I’m not saying that these paradigms cannot be challenged from within Christianity.  Examples might include Matthew Fox’s “Creation Spirituality”, Michael Dowd’s “Evolutionary Evangelism”, John Cobb, Jr.’s “Earthist Christianity”, and Sallie McFague’s “Ecological Theology”.  But I believe that contemporary earth-centered Paganism brings a unique perspective and unique resources to the problem of our relationship to the environment.  Undoubtedly, if the environmental agenda is to succeed, it will be accomplished through compromise between political and religious strangers.  But does that mean we Pagans should go back in the closet for the sake of political success?  Seeking the political middle might make good politics, but I think it makes bad religion.  Changing our relationship is to the environment is, after all, not just a political task, but a spiritual and religious task as well.

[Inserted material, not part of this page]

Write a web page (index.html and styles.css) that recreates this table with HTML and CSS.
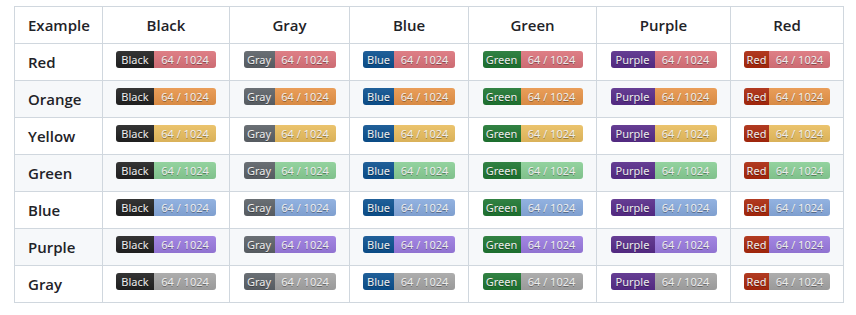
FILE: index.html
```html
<!DOCTYPE html>
<html lang="en">
<head>
<meta charset="utf-8">
<title>Badges</title>
<link rel="stylesheet" href="styles.css">
</head>
<body>
<table class="grid">
  <colgroup>
    <col class="c1"><col class="c2"><col class="c3"><col class="c4"><col class="c5"><col class="c6"><col class="c7">
  </colgroup>
  <thead>
    <tr><th class="first">Example</th><th>Black</th><th>Gray</th><th>Blue</th><th>Green</th><th>Purple</th><th>Red</th></tr>
  </thead>
  <tbody id="rows"></tbody>
</table>
<script src="script.js"></script>
</body>
</html>
```
FILE: styles.css
```css
html, body {
  margin: 0;
  padding: 0;
  background: #ffffff;
}
body {
  padding: 6px 14px;
  font-family: "Open Sans", "Noto Sans", sans-serif;
  font-size: 15px;
  line-height: 24px;
  color: #1f2328;
}
.grid {
  border-collapse: collapse;
  table-layout: fixed;
  width: 829px;
}
.c1 { width: 88px; }
.c2 { width: 127px; }
.c3 { width: 120px; }
.c4 { width: 119px; }
.c5 { width: 128px; }
.c6 { width: 134px; }
.c7 { width: 113px; }
.grid th, .grid td {
  border: 1px solid #d0d7de;
  padding: 6px 13px;
  text-align: center;
  height: 24px;
  vertical-align: top;
}
.grid th { font-weight: 600; }
.grid .first { text-align: left; font-weight: 600; }
.grid tbody tr:nth-child(2n) { background: #f6f8fa; }
.badge {
  display: inline-flex;
  vertical-align: top;
  margin-top: 1px;
  height: 17px;
  border-radius: 3px;
  overflow: hidden;
  font-family: "Noto Sans", "DejaVu Sans", sans-serif;
  font-size: 11px;
  line-height: 17px;
  color: #fff;
  text-shadow: 0 1px 0 rgba(0, 0, 0, 0.35);
  position: relative;
}
.badge::after {
  content: "";
  position: absolute;
  inset: 0;
  background: linear-gradient(to bottom, rgba(187, 187, 187, 0.12), rgba(0, 0, 0, 0.1));
  pointer-events: none;
}
.badge span { display: block; text-align: center; }
.lbl-black { width: 38px; background: #222222; }
.lbl-gray { width: 31px; background: #5f656b; }
.lbl-blue { width: 31px; background: #0b5394; }
.lbl-green { width: 38px; background: #1f7a33; }
.lbl-purple { width: 44px; background: #5a2d8e; }
.lbl-red { width: 25px; background: #b0290c; }
.val { width: 62px; }
.val-red { background: #e3777f; }
.val-orange { background: #f09a4c; }
.val-yellow { background: #f2c563; }
.val-green { background: #8ed69b; }
.val-blue { background: #8db1e6; }
.val-purple { background: #a07fe8; }
.val-gray { background: #ababab; }
```
FILE: script.js
```js
const rows = ["Red", "Orange", "Yellow", "Green", "Blue", "Purple", "Gray"];
const cols = ["Black", "Gray", "Blue", "Green", "Purple", "Red"];
const valWidth = { Black: 62, Gray: 61, Blue: 61, Green: 62, Purple: 62, Red: 61 };
const tbody = document.getElementById("rows");
for (const r of rows) {
  const tr = document.createElement("tr");
  const th = document.createElement("td");
  th.className = "first";
  th.textContent = r;
  tr.appendChild(th);
  for (const c of cols) {
    const td = document.createElement("td");
    const b = document.createElement("span");
    b.className = "badge";
    const l = document.createElement("span");
    l.className = "lbl-" + c.toLowerCase();
    l.textContent = c;
    const v = document.createElement("span");
    v.className = "val val-" + r.toLowerCase();
    v.style.width = valWidth[c] + "px";
    v.textContent = "64 / 1024";
    b.appendChild(l);
    b.appendChild(v);
    td.appendChild(b);
    tr.appendChild(td);
  }
  tbody.appendChild(tr);
}
```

Not long before I left the Mormon church, I noticed a movement in the church hierarchy to downplay the more radical aspects of Mormon theology and history in an effort to become more mainstream.  As I see it, what culminated in Mitt Romney’s 2012 presidential campaign began with the 1996 60 Minutes interview of the Mormon prophet and president, Gordon B. Hinckley (which I watched from Brazil) in which Hinkley insisted “We’re not a weird people.”  (At least until then, Mormons had cultivated a perception of themselves as a “peculiar people”.)  While I no longer believe in Mormon doctrine, I still lament any effort to dilute Mormonism’s theological distinctiveness.  I worry that the environmental movement is making the same mistake, trading its radicalism for respectability.  Perhaps our job as Pagans is to keep the environmental movement weird (double entendre intended).